Are audiences now more likely to be bored by a Rothko than engaged by one?

Ubi nunc…?

In 1947, Rothko offered this statement on art as a transcendent experience in reaction to the ordinariness of everyday life:

The most important tool the artist fashions through constant practice is faith in his ability to produce miracles when they are needed. Pictures must be miraculous: the instant one is completed, the intimacy between the creation and its creator is ended. He is an outsider. The picture must be for him, as for experiencing it later, a revelation, an unexpected and unprecedented resolution of an eternally familiar need.

The familiar identity of things has to be pulverized in order to destroy the finite associations with which our society increasingly enshrouds every aspect of our environment.

Without monsters and gods, art cannot enact our drama: art’s most profound moments express this frustration. When they were abandoned as untenable superstitions, art sank into melancholy. It became fond of the dark, and enveloped its objects in the nostalgic intimations of a half-lit world.

If Rothko’s assertion of the Romantic’s elegiac reflection on a pre-lit time stands, then our age is occupied in pure, shadow-less light. What have we to look for when the searchlight has been shone on everything? The digital age is a post-experiential time. We’ve worn paths through all the familial needs. We’re warmly familiar with all ghosts and gods. We’ve possibly entirely exhausted the new! We’re living in the catalogue raisonné of all-things.

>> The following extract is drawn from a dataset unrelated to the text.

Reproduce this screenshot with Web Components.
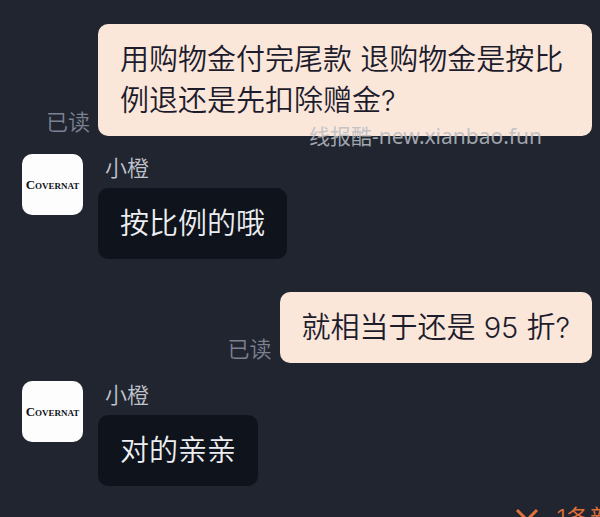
<!DOCTYPE html>
<html lang="zh-CN">
<head>
  <meta charset="UTF-8">
  <meta name="viewport" content="width=device-width, initial-scale=1.0">
  <title>小橙</title>
  <style>
    body {
      margin: 0;
      min-height: 100vh;
      background: #212530;
      font-family: Inter, "Noto Sans CJK SC", sans-serif;
      font-weight: 350;
    }
  </style>
</head>
<body>
  <chat-thread>
    <sent-message status="已读">用购物金付完尾款 退购物金是按比例退还是先扣除赠金?</sent-message>
    <received-message name="小橙" brand="Covernat">按比例的哦</received-message>
    <sent-message status="已读">就相当于还是 95 折?</sent-message>
    <received-message name="小橙" brand="Covernat">对的亲亲</received-message>
    <water-mark slot="overlay">线报酷-new.xianbao.fun</water-mark>
    <new-messages slot="overlay">1条新</new-messages>
  </chat-thread>

  <script>
    class ChatThread extends HTMLElement {
      constructor() {
        super();
        this.attachShadow({ mode: 'open' }).innerHTML = `
          <style>
            :host {
              display: block;
              position: relative;
              min-height: 100vh;
              box-sizing: border-box;
              padding: 24px 8px 24px 22px;
              overflow: hidden;
            }

            main {
              display: flex;
              flex-direction: column;
            }

            ::slotted(received-message) {
              margin-top: 18px;
            }

            ::slotted(sent-message:not(:first-child)) {
              margin-top: 33px;
            }
          </style>
          <main><slot></slot></main>
          <slot name="overlay"></slot>
        `;
      }
    }

    class ChatBubble extends HTMLElement {
      constructor() {
        super();
        this.attachShadow({ mode: 'open' }).innerHTML = `
          <style>
            :host {
              display: block;
              padding: 15px 22px;
              border-radius: 10px;
              background: #0f131b;
              color: #eceef2;
              font-size: 29px;
              line-height: 41px;
            }

            :host([mine]) {
              background: #fbe6da;
              color: #1c1c2c;
            }
          </style>
          <slot></slot>
        `;
      }
    }

    class SentMessage extends HTMLElement {
      connectedCallback() {
        if (this.shadowRoot) return;
        this.attachShadow({ mode: 'open' }).innerHTML = `
          <style>
            :host {
              display: flex;
              justify-content: flex-end;
              align-items: flex-end;
              gap: 8px;
            }

            .status {
              flex: none;
              color: #7b8190;
              font-size: 22px;
              line-height: 28px;
            }

            chat-bubble {
              max-width: 450px;
            }
          </style>
          <span class="status">${this.getAttribute('status') || ''}</span>
          <chat-bubble mine><slot></slot></chat-bubble>
        `;
      }
    }

    class BrandAvatar extends HTMLElement {
      constructor() {
        super();
        this.attachShadow({ mode: 'open' }).innerHTML = `
          <style>
            :host {
              display: flex;
              flex: none;
              align-items: center;
              justify-content: center;
              width: 61px;
              height: 61px;
              border-radius: 10px;
              background: #fdfdfd;
              color: #101318;
              font: bold small-caps 13px/16px "Liberation Serif", serif;
            }
          </style>
          <slot></slot>
        `;
      }
    }

    class ReceivedMessage extends HTMLElement {
      connectedCallback() {
        if (this.shadowRoot) return;
        this.attachShadow({ mode: 'open' }).innerHTML = `
          <style>
            :host {
              display: flex;
              align-items: flex-start;
              gap: 15px;
            }

            .body {
              display: flex;
              flex-direction: column;
              align-items: flex-start;
              gap: 6px;
            }

            .name {
              padding: 0 7px;
              color: #c0c4cd;
              font-size: 22px;
              line-height: 28px;
            }
          </style>
          <brand-avatar>${this.getAttribute('brand') || ''}</brand-avatar>
          <div class="body">
            <span class="name">${this.getAttribute('name') || ''}</span>
            <chat-bubble><slot></slot></chat-bubble>
          </div>
        `;
      }
    }

    class WaterMark extends HTMLElement {
      constructor() {
        super();
        this.attachShadow({ mode: 'open' }).innerHTML = `
          <style>
            :host {
              position: absolute;
              top: 122px;
              right: 58px;
              color: rgba(184, 190, 196, 0.85);
              font: 400 21px/28px "Noto Sans", "Noto Sans CJK SC", sans-serif;
              white-space: nowrap;
              pointer-events: none;
            }
          </style>
          <slot></slot>
        `;
      }
    }

    // Jump button, partly past the lower right corner
    class NewMessages extends HTMLElement {
      constructor() {
        super();
        this.attachShadow({ mode: 'open' }).innerHTML = `
          <style>
            :host {
              position: absolute;
              right: -14px;
              bottom: -18px;
            }

            button {
              display: flex;
              align-items: center;
              gap: 18px;
              padding: 0;
              border: 0;
              background: none;
              color: #e2703a;
              font: inherit;
              font-size: 24px;
              line-height: 32px;
              white-space: nowrap;
            }

            svg {
              display: block;
            }
          </style>
          <button type="button">
            <svg width="24" height="24" viewBox="0 0 24 24" fill="none" stroke="currentColor" stroke-width="3" aria-hidden="true">
              <path d="M2 3l10 10L22 3M2 12l10 10 10-10"/>
            </svg>
            <span><slot></slot></span>
          </button>
        `;
      }
    }

    customElements.define('chat-thread', ChatThread);
    customElements.define('chat-bubble', ChatBubble);
    customElements.define('sent-message', SentMessage);
    customElements.define('brand-avatar', BrandAvatar);
    customElements.define('received-message', ReceivedMessage);
    customElements.define('water-mark', WaterMark);
    customElements.define('new-messages', NewMessages);
  </script>
</body>
</html>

Our digital age of accessibility teaches everyone to be a master archivist (however truncated and ill-informed our Wikipedian wisdom is as a result). Taking inventory of the last hundred years of revolutionary creative expression we find a million examples of “already been done” when looking for an original idea. For the sake of brevity I’ll list just a handful:

  • John Cage’s 4’33”, a three-movement, multi-instrumental musical piece in which the performers do not play anything.
  • Guy Debord’s 1952 anti-film masterpiece, Hurlements en faveur de Sade, which critiqued the way culture commercialized images (the film had no images; the screen was either dark or filled with light).
  • Marcel Duchamp’s 1917 readymade Fountain; a urinal offered as art.
  • Henry Jacob’s 1957 Vortex, proto-surround sound experiment at the San Francisco planetarium, where tape loops were fed into 30+ speakers that surrounded the audience.
  • Piero Manzoni, who dedicated his life to absurdist subversions of art: Fiato d’Artista (“Artist’s Breath” — a balloon as art object, which cost more should the buyer want it inflated); Merda d’Artista (“Artist’s Shit” — canned turds, sold by weight, cost equivalent to the current value of gold); Socle du Monde (“Base of the World” — an overturned iron base holding the entire world).
  • Emmett Grogan, leader of the San Francisco Diggers, rallied a boisterous crowd at the 1967 Congress of the Dialectics of Liberation in London. The crowd went apeshit over his revolutionary rhetoric… it wasn’t until he finished his speech that he told the enthused crowd it was a speech originally delivered by Adolf Hitler.
  • Lou Reed’s Metal Machine Music. A double album of feedback. Layers and layers of feedback. No “music,” no singing, just an hour of constant noise. This was 1975.
  • Zeitkratzer, an 11-piece Berlin ensemble, transcribed Loud Reed’s Metal Machine Music and performed it at the Berlin Opera House. This was 2003.
  • Han Van Meegeren, spurned by Dutch art critics who claimed his style overly imitative of the Dutch masters, painstakingly painted a series of forgeries attributed to the old masters, fooled the same critics who disgraced him, amassed a fortune, had his work hung in museums and galleries all over the world, and just before his death a Dutch poll placed his popularity second in the nation next to the Prime Minister.
  • In 1913, the Italian Futurist Luigi Russolo invented the intonarumori, or “noise intoner” to elevate noise, replacing tired orchestral instruments with the simulated sounds of machines, whistles, groaning, scraping, etc.
  • San Francisco experimental band Negativland have made a career of exploring the fair use of copyrighted material (read: getting sued). In an effort to confuse consumers, Negativland released a single titled “U2” at the same time the band U2 released Achtung Baby. The Negativland single contained a song titled, “I Still Haven’t Found What I’m Looking For,” which features a recording of a profanity-riddled rant by Casey Kasem where he speaks of U2, “These guys are from England and who gives a shit.” Island Records, U2’s label, promptly sued. Negativland later published the book, Fair Use: The Story of the Letter U and the Numeral 2, which details the U2 lawsuit (including copies of legal documents and correspondence). The book caused Negativland’s own label, SST, to sue them for making public financial information and the treatment of the band under SST. Negativland was consequently dropped from the label.
  • Tired of the predictability of paints, Otto Muehl began creating and filming “actions” with fellow artists (who came to be known as the Vienna Actionists). In 1969 Meuhl made “Oh Sensibility,” an film in which the actionists kill and copulate with a goose.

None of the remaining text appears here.